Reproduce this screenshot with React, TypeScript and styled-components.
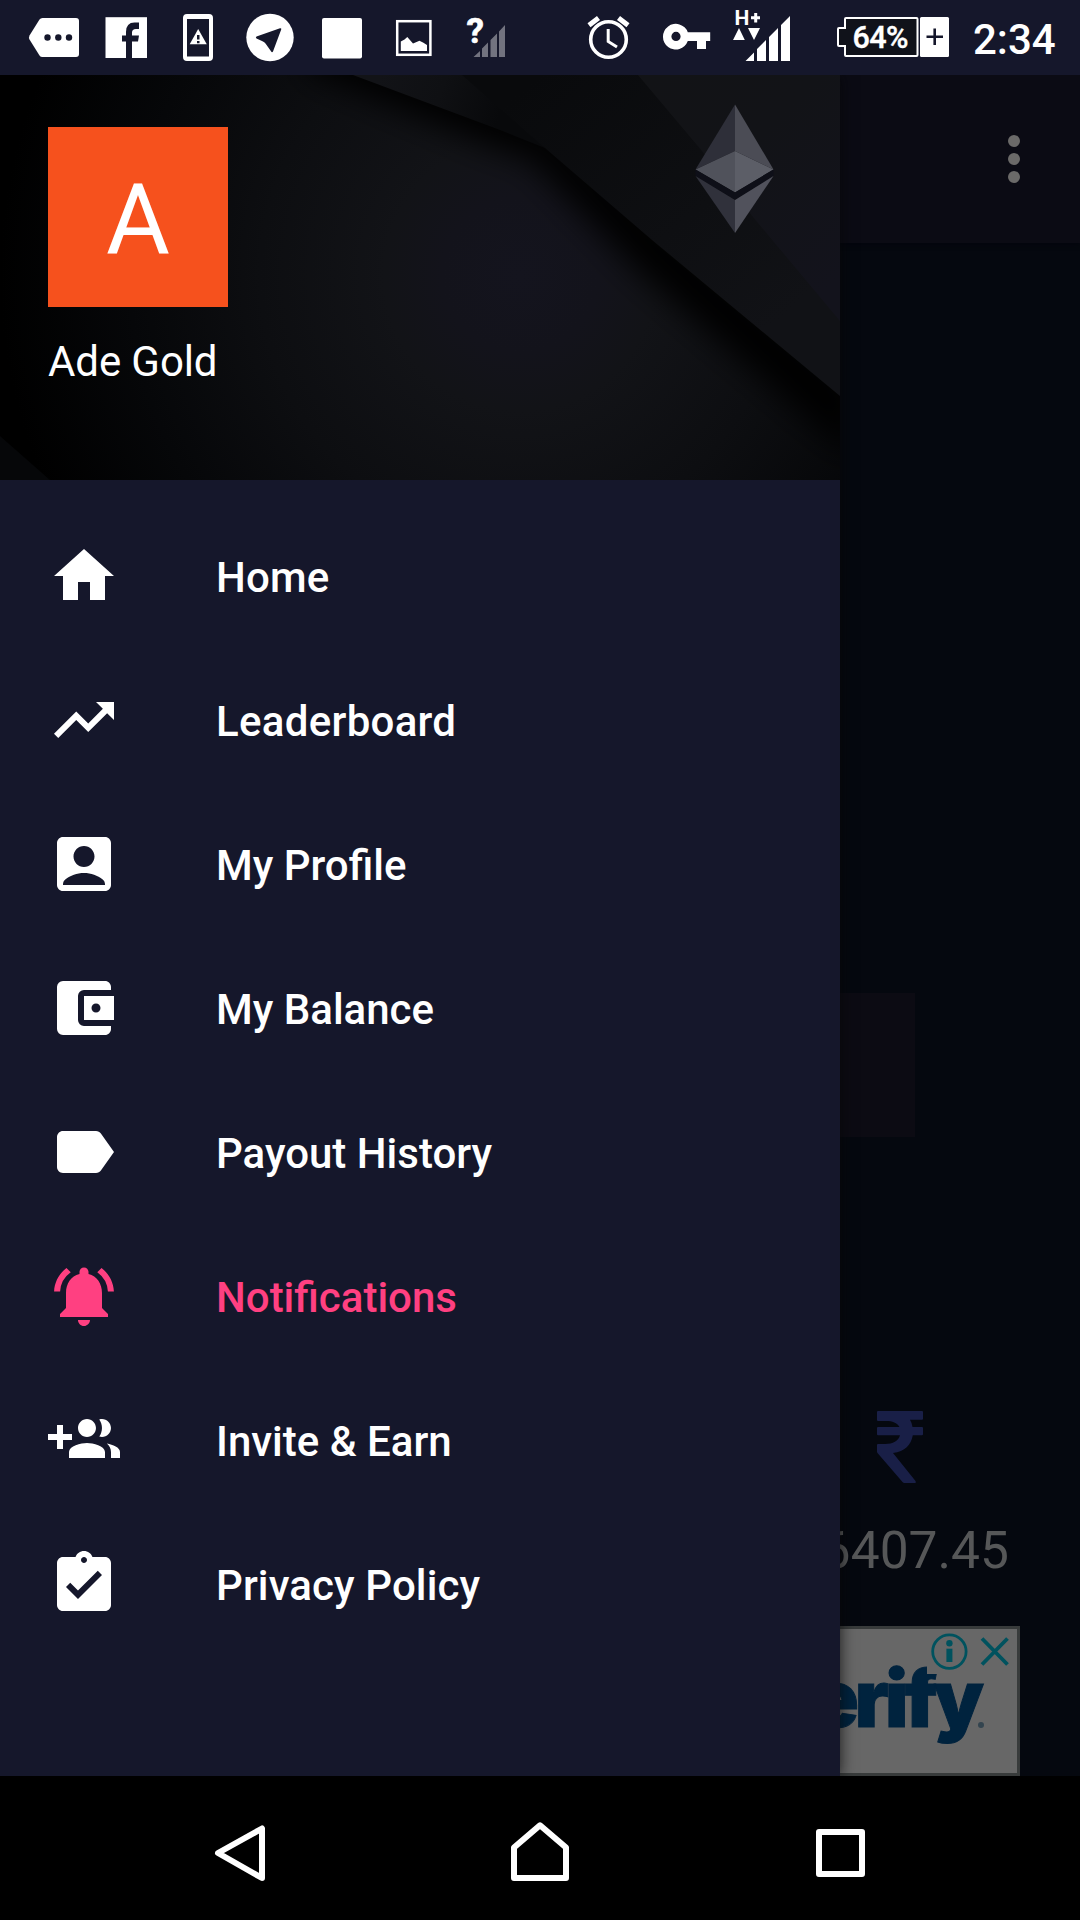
import React from "react";
import styled, { createGlobalStyle } from "styled-components";
import {
  MdHome,
  MdTrendingUp,
  MdAccountBox,
  MdAccountBalanceWallet,
  MdLabel,
  MdNotificationsActive,
  MdAssignmentTurnedIn,
} from "react-icons/md";

const NAVY = "#15172b";

const GlobalStyle = createGlobalStyle`
  * { box-sizing: border-box; }
  body { margin: 0; background: #000; }
`;

const Screen = styled.div`
  width: 1080px;
  height: 1920px;
  display: flex;
  flex-direction: column;
  overflow: hidden;
  background: #05080f;
  color: #fff;
  font-family: Roboto, "Noto Sans", sans-serif;
`;

/* ---------- status bar ---------- */

const StatusBar = styled.header`
  height: 75px;
  flex: none;
  display: flex;
  align-items: stretch;
  background: ${NAVY};
  padding: 0 25px 0 28px;
`;

const StatusGroup = styled.div<{ $end?: boolean }>`
  display: flex;
  ${(p) => p.$end && "margin-left: auto;"}
`;

const Glyph = styled.svg<{ $before?: number }>`
  display: block;
  flex: none;
  height: 75px;
  margin-left: ${(p) => p.$before ?? 0}px;
  fill: #fff;
  font-family: Roboto, sans-serif;
`;

const Clock = styled.span`
  width: 82px;
  margin-left: 23px;
  font-size: 42px;
  font-weight: 500;
  line-height: 79px;
  white-space: nowrap;
`;

/* Each status glyph is drawn in bar coordinates; `x` is where its box starts. */
const StatusGlyph = ({
  x,
  w,
  before,
  children,
}: {
  x: number;
  w: number;
  before?: number;
  children: React.ReactNode;
}) => (
  <Glyph $before={before} width={w} height={75} viewBox={`${x} 0 ${w} 75`}>
    {children}
  </Glyph>
);

/* ---------- stage ---------- */

const Stage = styled.main`
  position: relative;
  height: 1701px;
  flex: none;
  overflow: hidden;
`;

const Page = styled.section`
  height: 100%;
  display: flex;
  flex-direction: column;
  background: #05080f;
`;

const Toolbar = styled.div`
  height: 168px;
  flex: none;
  display: flex;
  align-items: center;
  justify-content: flex-end;
  padding-right: 60px;
  background: #0b0b14;
  box-shadow: 0 2px 5px rgba(2, 2, 10, 0.45);
`;

const Overflow = styled.div`
  display: flex;
  flex-direction: column;
  gap: 6px;
`;

const Dot = styled.i`
  width: 12px;
  height: 12px;
  border-radius: 50%;
  background: #6b6a69;
`;

const Card = styled.div`
  width: 750px;
  height: 144px;
  margin: 750px auto 0;
  flex: none;
  background: #0c0b13;
`;

const Rates = styled.div`
  display: grid;
  grid-template-columns: repeat(3, 360px);
  margin-top: 274px;
`;

const Rate = styled.div`
  grid-column: 3;
  display: flex;
  flex-direction: column;
  align-items: center;
`;

const RupeeIcon = styled.svg`
  width: 46px;
  height: 72px;
  fill: #191f47;
`;

const Amount = styled.div`
  align-self: flex-end;
  margin: 36px 71px 0 0;
  font-size: 51.5px;
  line-height: 64px;
  color: #565758;
`;

const Ad = styled.div`
  width: 960px;
  height: 150px;
  margin: auto auto 0;
  flex: none;
  display: flex;
  justify-content: flex-end;
  position: relative;
  border: 3px solid #383b3b;
  background: #676767;
  overflow: hidden;
`;

const AdBrand = styled.span`
  margin: 21px 37px 0 0;
  font-family: Inter, "Liberation Sans", sans-serif;
  font-size: 79px;
  font-weight: 900;
  line-height: 97px;
  letter-spacing: -4px;
  color: #00233e;
  -webkit-text-stroke: 1px #00233e;
`;

const AdChoices = styled.div`
  position: absolute;
  top: 0;
  right: 0;
  width: 90px;
  height: 45px;
  background: #676767;
`;

const RegisteredDot = styled.i`
  position: absolute;
  right: 33px;
  bottom: 45px;
  width: 6px;
  height: 6px;
  border-radius: 50%;
  background: #33444f;
`;

/* ---------- drawer ---------- */

const Drawer = styled.aside`
  position: absolute;
  inset: 0 auto 0 0;
  width: 840px;
  display: flex;
  flex-direction: column;
  background: ${NAVY};
  box-shadow: 0 0 14px rgba(6, 6, 6, 0.8);
`;

const Account = styled.div`
  position: relative;
  height: 405px;
  flex: none;
  padding: 52px 48px 0;
  overflow: hidden;
`;

const Backdrop = styled.svg`
  position: absolute;
  inset: 0;
`;

const Avatar = styled.div`
  position: relative;
  width: 180px;
  height: 180px;
  display: flex;
  align-items: center;
  justify-content: center;
  background: #f6511d;
  font-size: 98px;
  line-height: 1;
  padding-top: 6px;
`;

const UserName = styled.div`
  position: relative;
  margin-top: 30px;
  font-size: 42px;
  line-height: 50px;
  letter-spacing: -0.1px;
`;

const Menu = styled.nav`
  display: flex;
  flex-direction: column;
  padding-top: 24px;
`;

const MenuItem = styled.a<{ $active?: boolean }>`
  height: 144px;
  display: flex;
  align-items: center;
  gap: 96px;
  padding-left: 48px;
  font-size: 42px;
  font-weight: 500;
  color: ${(p) => (p.$active ? "#ff4081" : "#fff")};

  svg {
    width: 72px;
    height: 72px;
    flex: none;
  }
`;

const MenuLabel = styled.span<{ $tracking?: number }>`
  padding-top: 2px;
  letter-spacing: ${(p) => p.$tracking ?? 0}px;
  font-variant-ligatures: common-ligatures;
`;

/* ---------- navigation bar ---------- */

const NavBar = styled.footer`
  height: 144px;
  flex: none;
  display: flex;
  align-items: center;
  justify-content: space-between;
  padding: 10px 204px 0 204px;
  background: #000;
`;

const NavIcon = styled.svg`
  width: 72px;
  height: 72px;
  fill: none;
  stroke: #fff;
  stroke-width: 6px;
  stroke-linejoin: round;
`;

/* Two people with the plus sign on the left. */
const GroupAddIcon = () => (
  <svg viewBox="0 0 24 24" fill="currentColor">
    <path d="M8 10H5V7H3v3H0v2h3v3h2v-3h3v-2zm10 1c1.660 0 2.990-1.340 2.990-3S19.660 5 18 5c-.320 0-.630.050-.910.140.570.810.900 1.790.900 2.860s-.340 2.040-.900 2.860c.280.090.590.140.910.140zm-5 0c1.660 0 2.990-1.340 2.990-3S14.660 5 13 5c-1.660 0-3 1.340-3 3s1.340 3 3 3zm6.620 2.160c.830.730 1.380 1.660 1.380 2.840v2h3v-2c0-1.540-2.370-2.490-4.380-2.840zM13 13c-2 0-6 1-6 3v2h12v-2c0-2-4-3-6-3z" />
  </svg>
);

const menu = [
  { label: "Home", Icon: MdHome, tracking: 0.2 },
  { label: "Leaderboard", Icon: MdTrendingUp, tracking: 0.3 },
  { label: "My Profile", Icon: MdAccountBox },
  { label: "My Balance", Icon: MdAccountBalanceWallet },
  { label: "Payout History", Icon: MdLabel },
  { label: "Notifications", Icon: MdNotificationsActive, active: true },
  { label: "Invite & Earn", Icon: GroupAddIcon },
  { label: "Privacy Policy", Icon: MdAssignmentTurnedIn, tracking: 0.1 },
];

const HeaderArt = () => (
  <Backdrop width="840" height="405" viewBox="0 0 840 405">
    <defs>
      <radialGradient id="glow" gradientUnits="userSpaceOnUse" cx="520" cy="200" r="520">
        <stop offset="0" stopColor="#14141e" />
        <stop offset="0.15" stopColor="#13131b" />
        <stop offset="0.26" stopColor="#121317" />
        <stop offset="0.5" stopColor="#0d0e11" />
        <stop offset="0.75" stopColor="#060709" />
        <stop offset="1" stopColor="#000" />
      </radialGradient>
      <linearGradient id="band" gradientUnits="userSpaceOnUse" x1="540" y1="0" x2="760" y2="260">
        <stop offset="0" stopColor="#090a0c" />
        <stop offset="0.6" stopColor="#0e0f12" />
        <stop offset="1" stopColor="#111216" />
      </linearGradient>
      <linearGradient id="corner" gradientUnits="userSpaceOnUse" x1="640" y1="0" x2="840" y2="200">
        <stop offset="0" stopColor="#121316" />
        <stop offset="0.45" stopColor="#121317" />
        <stop offset="1" stopColor="#13131c" />
      </linearGradient>
      <linearGradient id="sliver" gradientUnits="userSpaceOnUse" x1="380" y1="0" x2="500" y2="40">
        <stop offset="0" stopColor="#121317" />
        <stop offset="0.5" stopColor="#0f1013" />
        <stop offset="1" stopColor="#08090b" />
      </linearGradient>
      <filter id="soft" x="-30%" y="-30%" width="160%" height="160%">
        <feGaussianBlur stdDeviation="16" />
      </filter>
    </defs>
    <rect width="840" height="405" fill="url(#glow)" />
    <path d="M310 -20L500 58L538 70L650 185L840 350V320L652 155L538 57L462 -30Z" fill="#000" stroke="#000" strokeWidth="30" filter="url(#soft)" />
    <path d="M353 0L500 55L545 73L470 0Z" fill="url(#sliver)" />
    <path d="M462 0L538 67L652 165L840 321V0Z" fill="url(#band)" />
    <path d="M638 0L702 76L753 142L840 246V0Z" fill="url(#corner)" />
    <path d="M0 361L50 405H0Z" fill="#060709" />
    <path d="M735 29.500L695.500 94.500L735 76Z" fill="#2e2f39" />
    <path d="M735 29.500L773.500 94.500L735 76Z" fill="#4b4c55" />
    <path d="M735 76L695.500 94.500L735 117.500Z" fill="#50525b" />
    <path d="M735 76L773.500 94.500L735 117.500Z" fill="#5c5e67" />
    <path d="M695.500 94.500L735 117.500L773.500 94.500V101L735 125L695.500 101Z" fill="#0e0f18" />
    <path d="M695.500 101L735 125V158Z" fill="#30313b" />
    <path d="M773.500 101L735 125V158Z" fill="#51525c" />
  </Backdrop>
);

export default function App() {
  return (
    <Screen>
      <GlobalStyle />
      <StatusBar>
        <StatusGroup>
          <StatusGlyph x={28} w={52}>
            <path d="M42.500 18H76Q79 18 79 21V54Q79 57 76 57H42.500Q40.500 57 39.500 55.500L29.500 39.500Q28.500 37.500 29.500 35.500L39.500 19.500Q40.500 18 42.500 18Z" />
            <g fill={NAVY}>
              <circle cx="47.500" cy="37.500" r="3.200" />
              <circle cx="58.300" cy="37.500" r="3.200" />
              <circle cx="69" cy="37.500" r="3.200" />
            </g>
          </StatusGlyph>
          <StatusGlyph x={104} w={44} before={24}>
            <rect x="105.500" y="17.200" width="41.500" height="40.800" />
            <path fill={NAVY} d="M126 58V41.500H122V35.500H126V32Q126 22.500 134.500 22.500H139V29H136Q132 29 132 32.500V35.500H139L138 41.500H132V58Z" />
          </StatusGlyph>
          <StatusGlyph x={182} w={32} before={34}>
            <path fillRule="evenodd" d="M187 14H209Q213 14 213 18V57Q213 61 209 61H187Q183 61 183 57V18Q183 14 187 14ZM187 19V56.500H209V19Z" />
            <path d="M198.200 29L206.800 44.300H189.700Z" />
            <path fill={NAVY} d="M197 35h2.500v4.500h-2.500zM197 41h2.500v2.300h-2.500z" />
          </StatusGlyph>
          <StatusGlyph x={246} w={48} before={32}>
            <circle cx="270" cy="37.500" r="23.700" />
            <path fill={NAVY} d="M256.500 36.500L280 28.200Q281.700 28 281.200 29.600L273 51.500Q272 53 271 51.300L265.500 43.500Q264.500 42 262.500 41.200L256.500 38.500Q255.200 37.500 256.500 36.500Z" />
          </StatusGlyph>
          <StatusGlyph x={321} w={42} before={27}>
            <rect x="322" y="18" width="40" height="40.500" rx="2" />
          </StatusGlyph>
          <StatusGlyph x={395} w={38} before={32}>
            <rect x="397.200" y="21.200" width="33.200" height="33.600" fill="none" stroke="#fff" strokeWidth="2.500" />
            <path d="M400.800 51V41.500L404.500 39.500L407.300 37L413 43.500L419.500 40.800L423 42.500L427 45V51Z" />
          </StatusGlyph>
          <StatusGlyph x={466} w={41} before={33}>
            <path fill="#72737f" d="M473.500 57L480 51V57ZM482 57V48.500L488 42.500V57ZM490.500 57V40L497 33.500V57ZM499 57V31.500L505 25V57Z" />
            <text x="466.500" y="43" fontSize="35" fontWeight="700" stroke="#fff" strokeWidth="0.600">?</text>
          </StatusGlyph>
        </StatusGroup>
        <StatusGroup $end>
          <StatusGlyph x={586} w={45}>
            <circle cx="608.500" cy="39.500" r="17.800" fill="none" stroke="#fff" strokeWidth="3.600" />
            <path d="M608.200 29V41.500L617 47" fill="none" stroke="#fff" strokeWidth="3" />
            <path d="M589 25.300L598.500 18M618.500 18L628 25.300" stroke="#fff" strokeWidth="5" />
          </StatusGlyph>
          <StatusGlyph x={662} w={49} before={31}>
            <path fillRule="evenodd" d="M687.800 32.300H710.200V41H706V49H697V41H687.800A12.800 12.800 0 1 1 687.800 32.300ZM676 31.800A4.600 4.600 0 1 0 676 41A4.600 4.600 0 1 0 676 31.800Z" />
          </StatusGlyph>
          <StatusGlyph x={732} w={60} before={21}>
            <text x="734.500" y="25" fontSize="21" fontWeight="700">H</text>
            <path d="M751 16.300H754.200V13H757.200V16.300H760V19.300H757.200V22.500H754.200V19.300H751Z" />
            <path d="M739 28L744.800 40H733ZM748 28H760L754 40Z" />
            <path d="M745.500 61L754 52.500V61ZM757 61V49L766 40V61ZM769 61V37L778 28V61ZM781 61V25L790 16V61Z" />
          </StatusGlyph>
          <StatusGlyph x={836} w={114} before={44}>
            <path d="M846 18H916.500Q917.500 18 917.500 19V55Q917.500 56 916.500 56H846Q845 56 845 55V46H839Q838 46 838 45V29Q838 28 839 28H845V19Q845 18 846 18Z" fill="#10121a" stroke="#fff" strokeWidth="2" />
            <rect x="920" y="17" width="29" height="40" rx="1.500" />
            <path d="M926.500 36.700H943M934.700 28.500V45" stroke={NAVY} strokeWidth="2.600" />
            <text x="852.500" y="47.700" fontSize="30.500" fontWeight="500" textLength="56" stroke="#fff" strokeWidth="0.400">64%</text>
          </StatusGlyph>
          <Clock>2:34</Clock>
        </StatusGroup>
      </StatusBar>

      <Stage>
        <Page>
          <Toolbar>
            <Overflow>
              <Dot />
              <Dot />
              <Dot />
            </Overflow>
          </Toolbar>
          <Card />
          <Rates>
            <Rate>
              <RupeeIcon viewBox="0 0 46 72" preserveAspectRatio="none">
                <path d="M1 0H45Q46 0 46 1V7.500Q46 8.700 45 8.700H33Q34.800 11.500 35.500 16H45Q46 16 46 17V23.300Q46 24.300 45 24.300H35.800C34 34 28 40.500 16 42L38.500 70Q39.500 72 37.500 72H27.500Q26.300 72 25.500 71L0.500 42Q0 41.300 0 40.500V34Q0 33 1 33H8C16 33 21.500 30 23 24.300H1Q0 24.300 0 23.300V17Q0 16 1 16H22.500C20 11.800 15.500 10 9 10H1Q0 10 0 9V1Q0 0 1 0Z" />
              </RupeeIcon>
              <Amount>6407.45</Amount>
            </Rate>
          </Rates>
          <Ad>
            <AdBrand>erify</AdBrand>
            <RegisteredDot />
            <AdChoices>
              <svg width="90" height="45" viewBox="927 1629 90 45" fill="none" stroke="#00525e">
                <circle cx="949.400" cy="1651.600" r="16.700" strokeWidth="2.800" />
                <circle cx="949.400" cy="1643.200" r="3.200" fill="#00525e" stroke="none" />
                <path d="M949.400 1648.700V1662" strokeWidth="6" />
                <path d="M982 1638.500L1007.500 1664.500M1007.500 1638.500L982 1664.500" strokeWidth="3.800" />
              </svg>
            </AdChoices>
          </Ad>
        </Page>

        <Drawer>
          <Account>
            <HeaderArt />
            <Avatar>A</Avatar>
            <UserName>Ade Gold</UserName>
          </Account>
          <Menu>
            {menu.map(({ label, Icon, active, tracking }) => (
              <MenuItem key={label} $active={active}>
                <Icon />
                <MenuLabel $tracking={tracking}>{label}</MenuLabel>
              </MenuItem>
            ))}
          </Menu>
        </Drawer>
      </Stage>

      <NavBar>
        <NavIcon viewBox="204 1817 72 72">
          <path d="M262 1828.500V1878L218 1853Z" />
        </NavIcon>
        <NavIcon viewBox="504 1817 72 72">
          <path d="M514 1878V1847.500L540 1825.300L566 1847.500V1878Z" />
        </NavIcon>
        <NavIcon viewBox="804 1817 72 72">
          <path d="M819 1832H862V1874H819Z" />
        </NavIcon>
      </NavBar>
    </Screen>
  );
}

——————————

▶ [WHAT THE EXERCISE ASKS]: Count every line in the data that contains the word "components", then give that count and nothing else.

▶ [EXERCISE RESULT]: 2